** BEGIN GIVEN DATA **

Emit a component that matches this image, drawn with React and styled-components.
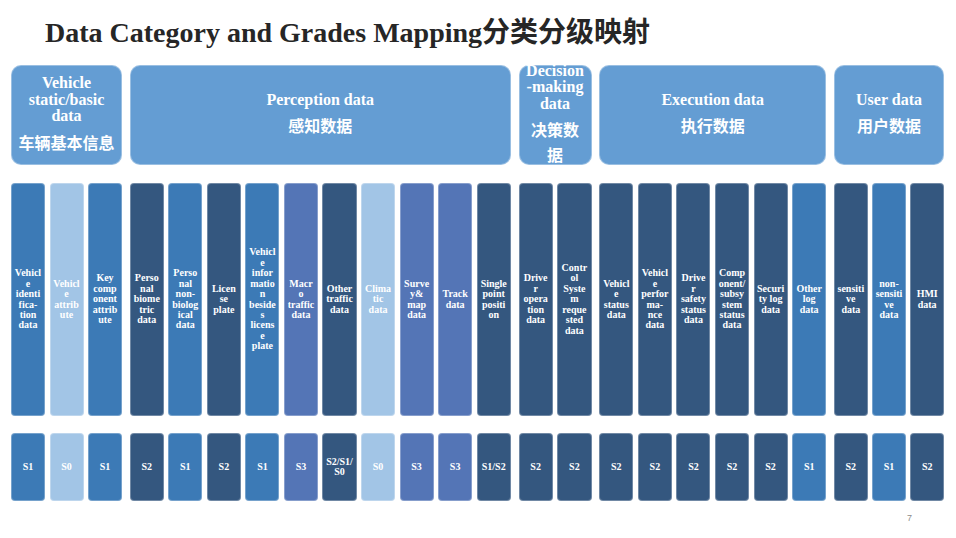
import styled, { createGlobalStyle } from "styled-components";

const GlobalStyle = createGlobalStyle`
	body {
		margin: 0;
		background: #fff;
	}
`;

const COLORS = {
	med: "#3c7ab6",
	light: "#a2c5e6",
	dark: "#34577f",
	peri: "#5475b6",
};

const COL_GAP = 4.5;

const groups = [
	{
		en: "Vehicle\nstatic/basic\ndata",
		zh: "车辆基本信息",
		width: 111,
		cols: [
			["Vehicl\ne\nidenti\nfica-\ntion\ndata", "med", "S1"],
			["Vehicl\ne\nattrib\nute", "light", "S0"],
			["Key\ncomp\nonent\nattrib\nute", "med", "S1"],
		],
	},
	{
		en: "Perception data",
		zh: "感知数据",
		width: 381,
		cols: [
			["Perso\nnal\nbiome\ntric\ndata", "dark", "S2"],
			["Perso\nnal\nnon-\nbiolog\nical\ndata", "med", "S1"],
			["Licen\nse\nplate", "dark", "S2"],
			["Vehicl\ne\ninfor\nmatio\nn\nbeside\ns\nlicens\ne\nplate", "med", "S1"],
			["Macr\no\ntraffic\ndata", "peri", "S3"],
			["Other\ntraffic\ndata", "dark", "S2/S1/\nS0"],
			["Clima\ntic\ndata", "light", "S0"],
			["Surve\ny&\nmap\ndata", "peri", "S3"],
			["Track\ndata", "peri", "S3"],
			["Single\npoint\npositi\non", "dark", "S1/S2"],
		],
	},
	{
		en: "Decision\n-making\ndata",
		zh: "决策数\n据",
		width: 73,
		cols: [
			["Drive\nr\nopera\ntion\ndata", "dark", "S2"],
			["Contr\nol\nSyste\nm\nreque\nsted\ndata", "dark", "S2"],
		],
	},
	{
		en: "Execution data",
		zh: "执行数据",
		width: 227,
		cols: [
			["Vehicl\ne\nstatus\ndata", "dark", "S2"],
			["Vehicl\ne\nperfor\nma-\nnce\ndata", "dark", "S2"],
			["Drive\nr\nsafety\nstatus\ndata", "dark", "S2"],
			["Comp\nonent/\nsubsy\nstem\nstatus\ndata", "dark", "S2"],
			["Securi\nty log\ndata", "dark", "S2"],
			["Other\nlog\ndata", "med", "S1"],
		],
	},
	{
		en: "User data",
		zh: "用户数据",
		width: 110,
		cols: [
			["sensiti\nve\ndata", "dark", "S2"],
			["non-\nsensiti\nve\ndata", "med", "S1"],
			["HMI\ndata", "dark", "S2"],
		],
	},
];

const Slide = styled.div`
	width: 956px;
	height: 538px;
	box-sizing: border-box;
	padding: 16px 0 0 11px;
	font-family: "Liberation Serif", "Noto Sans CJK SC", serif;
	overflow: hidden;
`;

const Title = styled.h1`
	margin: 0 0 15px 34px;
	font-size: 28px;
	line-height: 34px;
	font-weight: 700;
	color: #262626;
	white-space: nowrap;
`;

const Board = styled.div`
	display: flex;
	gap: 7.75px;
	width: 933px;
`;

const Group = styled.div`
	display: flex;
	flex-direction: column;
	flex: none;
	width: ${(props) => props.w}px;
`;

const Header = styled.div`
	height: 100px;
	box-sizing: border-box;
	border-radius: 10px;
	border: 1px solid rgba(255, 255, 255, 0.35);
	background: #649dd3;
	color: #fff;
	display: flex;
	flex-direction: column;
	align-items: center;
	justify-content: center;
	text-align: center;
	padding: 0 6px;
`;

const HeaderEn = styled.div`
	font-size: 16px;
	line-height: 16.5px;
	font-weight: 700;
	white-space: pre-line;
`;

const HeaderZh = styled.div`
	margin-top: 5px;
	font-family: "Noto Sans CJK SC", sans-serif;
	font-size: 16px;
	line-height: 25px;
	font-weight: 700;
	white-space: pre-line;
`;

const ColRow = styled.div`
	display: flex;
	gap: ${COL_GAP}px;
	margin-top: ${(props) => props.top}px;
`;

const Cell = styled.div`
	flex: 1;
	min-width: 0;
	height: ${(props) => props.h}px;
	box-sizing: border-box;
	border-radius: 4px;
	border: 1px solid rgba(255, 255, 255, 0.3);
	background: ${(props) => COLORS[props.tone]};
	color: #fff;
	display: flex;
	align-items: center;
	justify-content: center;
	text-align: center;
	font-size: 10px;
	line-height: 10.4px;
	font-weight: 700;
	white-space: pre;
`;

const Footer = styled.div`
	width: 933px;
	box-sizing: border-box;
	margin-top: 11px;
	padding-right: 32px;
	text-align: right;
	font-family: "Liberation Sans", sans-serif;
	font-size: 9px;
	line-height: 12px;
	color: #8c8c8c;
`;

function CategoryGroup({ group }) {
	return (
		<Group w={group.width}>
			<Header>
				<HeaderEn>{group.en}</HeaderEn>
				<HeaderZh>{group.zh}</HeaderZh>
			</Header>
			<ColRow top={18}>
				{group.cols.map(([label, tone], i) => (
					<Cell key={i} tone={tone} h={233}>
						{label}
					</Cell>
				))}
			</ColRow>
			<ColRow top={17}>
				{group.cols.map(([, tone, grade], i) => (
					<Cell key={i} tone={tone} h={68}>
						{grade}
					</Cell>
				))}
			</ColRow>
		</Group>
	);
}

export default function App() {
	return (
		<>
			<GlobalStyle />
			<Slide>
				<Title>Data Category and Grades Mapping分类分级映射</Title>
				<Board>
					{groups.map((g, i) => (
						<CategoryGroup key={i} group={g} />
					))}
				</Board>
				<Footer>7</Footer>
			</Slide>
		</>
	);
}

** END GIVEN DATA **

EXERCISE DETAILS: Omit the pictures, then repeat exactly each line from the beginning of the listing through the line with "const COL_GAP = 4.5;".

REPLY TO THE EXERCISE:
Emit a component that matches this image, drawn with React and styled-components.
import styled, { createGlobalStyle } from "styled-components";

const GlobalStyle = createGlobalStyle`
	body {
		margin: 0;
		background: #fff;
	}
`;

const COLORS = {
	med: "#3c7ab6",
	light: "#a2c5e6",
	dark: "#34577f",
	peri: "#5475b6",
};

const COL_GAP = 4.5;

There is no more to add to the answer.